Report every line in the listing that contains the string "code".

◆ Data extract:
▬▬▬▬▬▬

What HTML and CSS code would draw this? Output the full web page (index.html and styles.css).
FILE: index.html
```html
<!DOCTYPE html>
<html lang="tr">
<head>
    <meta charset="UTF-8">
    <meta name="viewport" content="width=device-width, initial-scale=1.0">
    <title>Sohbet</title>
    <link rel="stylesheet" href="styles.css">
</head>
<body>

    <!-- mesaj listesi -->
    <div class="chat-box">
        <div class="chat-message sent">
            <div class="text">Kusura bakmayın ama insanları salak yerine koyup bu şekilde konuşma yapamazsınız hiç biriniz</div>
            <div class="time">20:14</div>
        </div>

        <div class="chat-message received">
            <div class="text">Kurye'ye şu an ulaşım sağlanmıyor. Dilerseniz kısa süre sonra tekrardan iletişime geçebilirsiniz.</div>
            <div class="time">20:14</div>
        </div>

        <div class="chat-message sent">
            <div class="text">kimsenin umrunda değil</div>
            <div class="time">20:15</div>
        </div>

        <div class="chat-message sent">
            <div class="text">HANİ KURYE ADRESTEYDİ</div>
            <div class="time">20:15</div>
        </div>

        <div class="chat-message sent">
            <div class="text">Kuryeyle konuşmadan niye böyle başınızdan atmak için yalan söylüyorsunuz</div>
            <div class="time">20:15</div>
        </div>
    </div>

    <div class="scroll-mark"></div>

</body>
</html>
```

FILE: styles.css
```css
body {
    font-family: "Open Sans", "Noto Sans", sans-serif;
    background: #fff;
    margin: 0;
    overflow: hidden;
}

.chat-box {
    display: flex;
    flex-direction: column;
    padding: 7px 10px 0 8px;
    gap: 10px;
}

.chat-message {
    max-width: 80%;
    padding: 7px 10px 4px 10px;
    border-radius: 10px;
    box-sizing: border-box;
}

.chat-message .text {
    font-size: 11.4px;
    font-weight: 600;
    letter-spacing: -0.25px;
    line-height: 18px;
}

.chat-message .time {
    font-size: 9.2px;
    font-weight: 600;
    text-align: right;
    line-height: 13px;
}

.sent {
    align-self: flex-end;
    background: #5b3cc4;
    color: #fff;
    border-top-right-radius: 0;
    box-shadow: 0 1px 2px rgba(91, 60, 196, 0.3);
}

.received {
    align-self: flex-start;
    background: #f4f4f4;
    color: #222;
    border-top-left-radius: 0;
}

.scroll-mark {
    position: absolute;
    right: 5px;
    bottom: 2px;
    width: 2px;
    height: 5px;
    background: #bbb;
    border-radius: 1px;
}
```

▬▬▬▬▬▬

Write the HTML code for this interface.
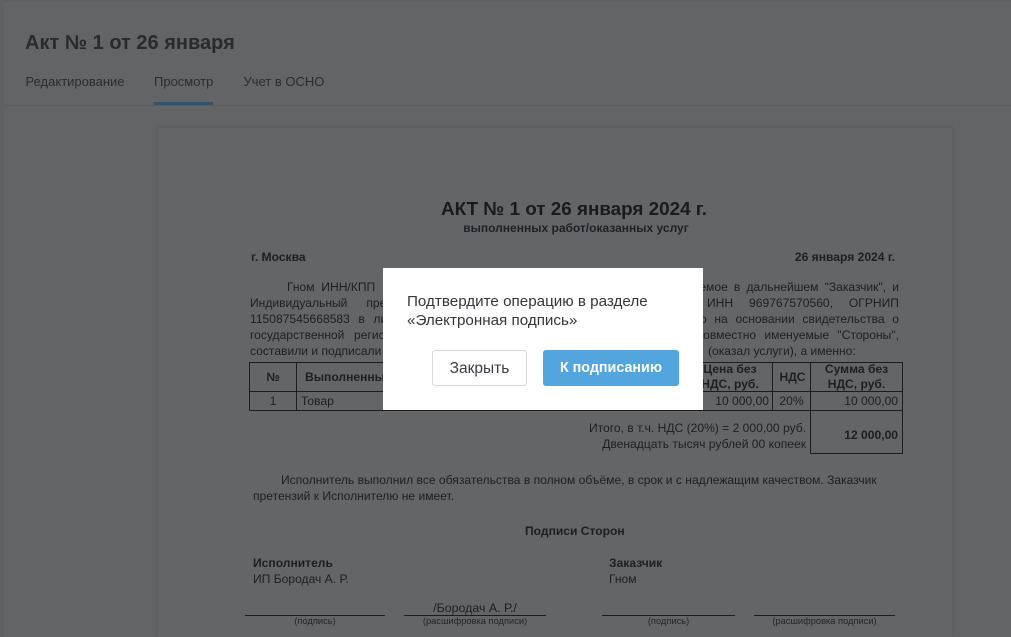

▬▬▬▬▬▬

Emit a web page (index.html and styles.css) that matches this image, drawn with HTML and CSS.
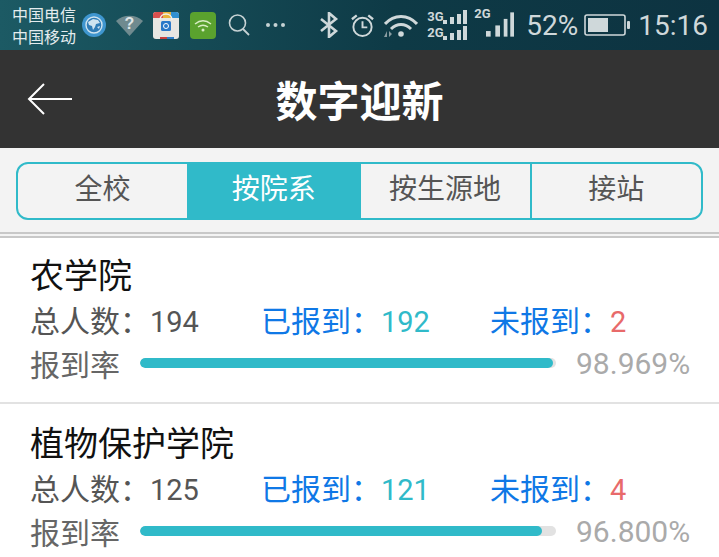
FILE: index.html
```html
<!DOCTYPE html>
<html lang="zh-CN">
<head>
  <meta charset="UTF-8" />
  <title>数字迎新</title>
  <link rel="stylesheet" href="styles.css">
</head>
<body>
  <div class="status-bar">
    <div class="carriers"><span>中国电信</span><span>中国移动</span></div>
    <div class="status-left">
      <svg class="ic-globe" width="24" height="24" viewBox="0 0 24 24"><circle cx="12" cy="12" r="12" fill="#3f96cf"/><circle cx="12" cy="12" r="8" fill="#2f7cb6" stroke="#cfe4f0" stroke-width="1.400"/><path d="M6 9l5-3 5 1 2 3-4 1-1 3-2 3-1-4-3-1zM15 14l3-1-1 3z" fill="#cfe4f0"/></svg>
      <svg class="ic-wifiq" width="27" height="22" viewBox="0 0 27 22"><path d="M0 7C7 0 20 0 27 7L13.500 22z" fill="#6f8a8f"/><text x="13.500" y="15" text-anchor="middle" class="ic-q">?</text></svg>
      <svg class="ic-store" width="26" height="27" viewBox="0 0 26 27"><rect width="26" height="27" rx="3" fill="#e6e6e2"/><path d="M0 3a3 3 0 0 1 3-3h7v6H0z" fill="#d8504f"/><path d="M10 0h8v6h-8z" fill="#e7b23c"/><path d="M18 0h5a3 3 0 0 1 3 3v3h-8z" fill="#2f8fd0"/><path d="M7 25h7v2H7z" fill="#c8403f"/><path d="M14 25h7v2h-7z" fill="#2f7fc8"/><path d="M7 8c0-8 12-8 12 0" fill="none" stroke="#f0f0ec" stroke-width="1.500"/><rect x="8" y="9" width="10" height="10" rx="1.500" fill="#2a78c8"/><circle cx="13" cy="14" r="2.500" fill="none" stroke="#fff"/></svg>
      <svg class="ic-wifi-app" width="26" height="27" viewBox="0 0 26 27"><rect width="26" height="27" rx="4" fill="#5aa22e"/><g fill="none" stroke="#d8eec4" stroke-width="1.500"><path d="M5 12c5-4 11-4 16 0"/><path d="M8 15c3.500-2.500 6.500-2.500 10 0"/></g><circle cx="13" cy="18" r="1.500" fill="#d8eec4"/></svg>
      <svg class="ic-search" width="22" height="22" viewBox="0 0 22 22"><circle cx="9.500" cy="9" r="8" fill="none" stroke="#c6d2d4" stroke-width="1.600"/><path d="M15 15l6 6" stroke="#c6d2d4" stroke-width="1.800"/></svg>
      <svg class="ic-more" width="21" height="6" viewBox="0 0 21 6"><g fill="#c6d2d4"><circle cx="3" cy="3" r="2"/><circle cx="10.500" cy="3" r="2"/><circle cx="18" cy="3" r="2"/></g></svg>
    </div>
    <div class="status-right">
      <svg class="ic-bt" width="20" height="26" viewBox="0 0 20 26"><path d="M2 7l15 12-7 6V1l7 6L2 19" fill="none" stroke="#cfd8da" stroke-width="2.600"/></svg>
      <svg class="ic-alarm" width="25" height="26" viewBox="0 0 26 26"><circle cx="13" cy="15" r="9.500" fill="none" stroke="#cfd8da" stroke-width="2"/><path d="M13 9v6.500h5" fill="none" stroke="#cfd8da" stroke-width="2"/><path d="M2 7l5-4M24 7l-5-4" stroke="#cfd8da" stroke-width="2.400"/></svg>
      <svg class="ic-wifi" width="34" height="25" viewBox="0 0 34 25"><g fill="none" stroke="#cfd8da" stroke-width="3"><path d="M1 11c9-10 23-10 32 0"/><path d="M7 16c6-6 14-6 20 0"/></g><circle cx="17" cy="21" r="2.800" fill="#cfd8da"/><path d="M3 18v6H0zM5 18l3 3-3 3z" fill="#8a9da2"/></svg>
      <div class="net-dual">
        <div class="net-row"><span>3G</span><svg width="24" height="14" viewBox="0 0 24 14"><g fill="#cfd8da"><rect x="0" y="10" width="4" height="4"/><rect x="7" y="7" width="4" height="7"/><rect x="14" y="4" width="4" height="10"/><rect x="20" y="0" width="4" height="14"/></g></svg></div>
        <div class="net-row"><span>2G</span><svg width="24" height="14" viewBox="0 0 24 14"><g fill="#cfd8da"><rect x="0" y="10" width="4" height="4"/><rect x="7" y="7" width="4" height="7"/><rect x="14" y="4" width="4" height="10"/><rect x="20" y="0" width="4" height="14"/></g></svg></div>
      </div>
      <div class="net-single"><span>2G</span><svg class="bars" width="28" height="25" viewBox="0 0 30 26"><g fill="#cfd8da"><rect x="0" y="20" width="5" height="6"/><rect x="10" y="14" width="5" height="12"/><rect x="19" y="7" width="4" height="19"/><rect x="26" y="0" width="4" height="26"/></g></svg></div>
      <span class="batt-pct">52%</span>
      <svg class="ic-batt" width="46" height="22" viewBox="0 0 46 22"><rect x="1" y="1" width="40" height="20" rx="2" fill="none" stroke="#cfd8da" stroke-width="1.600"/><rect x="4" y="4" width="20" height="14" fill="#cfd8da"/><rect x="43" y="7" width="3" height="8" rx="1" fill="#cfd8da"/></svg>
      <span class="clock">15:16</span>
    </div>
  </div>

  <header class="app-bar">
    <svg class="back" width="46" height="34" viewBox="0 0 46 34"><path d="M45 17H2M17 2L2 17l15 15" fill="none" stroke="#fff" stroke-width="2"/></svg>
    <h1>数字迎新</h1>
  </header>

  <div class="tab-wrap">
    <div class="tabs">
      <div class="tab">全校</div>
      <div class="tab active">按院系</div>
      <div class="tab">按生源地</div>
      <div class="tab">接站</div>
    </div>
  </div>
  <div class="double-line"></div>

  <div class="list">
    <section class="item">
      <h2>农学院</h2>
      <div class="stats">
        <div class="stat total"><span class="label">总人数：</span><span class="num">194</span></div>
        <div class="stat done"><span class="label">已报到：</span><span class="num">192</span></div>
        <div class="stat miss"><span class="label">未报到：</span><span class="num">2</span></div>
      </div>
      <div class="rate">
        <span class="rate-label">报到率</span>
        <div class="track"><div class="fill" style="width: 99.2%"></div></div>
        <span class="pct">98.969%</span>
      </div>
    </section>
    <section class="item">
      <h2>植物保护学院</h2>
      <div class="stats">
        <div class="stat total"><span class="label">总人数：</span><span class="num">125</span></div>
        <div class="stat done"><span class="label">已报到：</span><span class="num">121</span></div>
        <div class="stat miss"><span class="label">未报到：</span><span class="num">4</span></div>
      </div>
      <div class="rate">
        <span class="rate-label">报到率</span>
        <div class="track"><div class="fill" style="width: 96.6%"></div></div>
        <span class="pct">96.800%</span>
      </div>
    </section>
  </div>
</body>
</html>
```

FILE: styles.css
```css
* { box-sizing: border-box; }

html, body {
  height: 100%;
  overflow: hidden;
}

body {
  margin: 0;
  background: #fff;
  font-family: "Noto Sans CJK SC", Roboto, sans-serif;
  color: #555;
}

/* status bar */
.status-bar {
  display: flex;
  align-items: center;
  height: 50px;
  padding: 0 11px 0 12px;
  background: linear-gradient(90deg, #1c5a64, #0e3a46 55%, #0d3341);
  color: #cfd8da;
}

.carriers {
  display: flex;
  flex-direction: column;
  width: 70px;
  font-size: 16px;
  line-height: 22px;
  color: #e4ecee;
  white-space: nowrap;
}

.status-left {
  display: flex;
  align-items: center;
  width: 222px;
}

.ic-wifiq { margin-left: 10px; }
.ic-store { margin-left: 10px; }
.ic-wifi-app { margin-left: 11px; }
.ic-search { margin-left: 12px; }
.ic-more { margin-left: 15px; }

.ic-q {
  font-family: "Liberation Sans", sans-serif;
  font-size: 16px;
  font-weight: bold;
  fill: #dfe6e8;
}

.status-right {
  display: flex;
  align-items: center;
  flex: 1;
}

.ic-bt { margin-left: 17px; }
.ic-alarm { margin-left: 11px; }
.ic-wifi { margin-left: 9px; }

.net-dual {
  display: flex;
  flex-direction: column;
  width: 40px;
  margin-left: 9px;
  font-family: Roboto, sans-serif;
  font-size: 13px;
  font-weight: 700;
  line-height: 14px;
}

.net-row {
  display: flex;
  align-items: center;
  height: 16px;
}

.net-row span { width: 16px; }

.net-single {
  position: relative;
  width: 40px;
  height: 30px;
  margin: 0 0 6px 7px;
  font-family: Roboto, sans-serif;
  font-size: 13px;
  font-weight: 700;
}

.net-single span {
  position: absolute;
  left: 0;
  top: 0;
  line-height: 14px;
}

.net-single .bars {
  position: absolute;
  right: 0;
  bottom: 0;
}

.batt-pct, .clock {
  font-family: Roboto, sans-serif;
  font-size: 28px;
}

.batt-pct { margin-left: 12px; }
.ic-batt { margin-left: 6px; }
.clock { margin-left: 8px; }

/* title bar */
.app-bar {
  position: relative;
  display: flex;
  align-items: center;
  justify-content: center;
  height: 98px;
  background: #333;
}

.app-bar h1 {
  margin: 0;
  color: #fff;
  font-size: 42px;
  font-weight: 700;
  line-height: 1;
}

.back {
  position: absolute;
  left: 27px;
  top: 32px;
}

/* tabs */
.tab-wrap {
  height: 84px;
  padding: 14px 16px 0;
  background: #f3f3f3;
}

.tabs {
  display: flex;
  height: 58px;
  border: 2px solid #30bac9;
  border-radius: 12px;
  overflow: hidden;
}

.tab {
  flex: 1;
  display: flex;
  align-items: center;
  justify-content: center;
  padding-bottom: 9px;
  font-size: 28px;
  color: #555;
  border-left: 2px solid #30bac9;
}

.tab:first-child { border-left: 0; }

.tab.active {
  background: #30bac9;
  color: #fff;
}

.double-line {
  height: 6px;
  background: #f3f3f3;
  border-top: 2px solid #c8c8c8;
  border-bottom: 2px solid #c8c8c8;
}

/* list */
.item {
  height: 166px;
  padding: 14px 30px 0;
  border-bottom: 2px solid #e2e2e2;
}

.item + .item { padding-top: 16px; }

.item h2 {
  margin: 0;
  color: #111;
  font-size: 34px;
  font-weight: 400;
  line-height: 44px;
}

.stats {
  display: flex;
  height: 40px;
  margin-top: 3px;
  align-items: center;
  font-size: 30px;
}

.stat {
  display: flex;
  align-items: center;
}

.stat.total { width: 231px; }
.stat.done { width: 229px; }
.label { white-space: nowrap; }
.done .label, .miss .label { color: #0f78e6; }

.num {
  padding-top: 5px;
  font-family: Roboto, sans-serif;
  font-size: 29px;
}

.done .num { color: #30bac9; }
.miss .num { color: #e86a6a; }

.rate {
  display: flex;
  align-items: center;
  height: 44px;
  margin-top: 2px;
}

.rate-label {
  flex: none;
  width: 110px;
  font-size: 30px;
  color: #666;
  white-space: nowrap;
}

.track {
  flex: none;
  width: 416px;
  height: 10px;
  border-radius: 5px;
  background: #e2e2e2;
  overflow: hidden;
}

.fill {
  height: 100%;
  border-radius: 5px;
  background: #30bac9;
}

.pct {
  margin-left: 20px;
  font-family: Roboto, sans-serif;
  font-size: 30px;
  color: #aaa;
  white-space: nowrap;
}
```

▬▬▬▬▬▬

◆ Answer for the task:
What HTML and CSS code would draw this? Output the full web page (index.html and styles.css).
Write the HTML code for this interface.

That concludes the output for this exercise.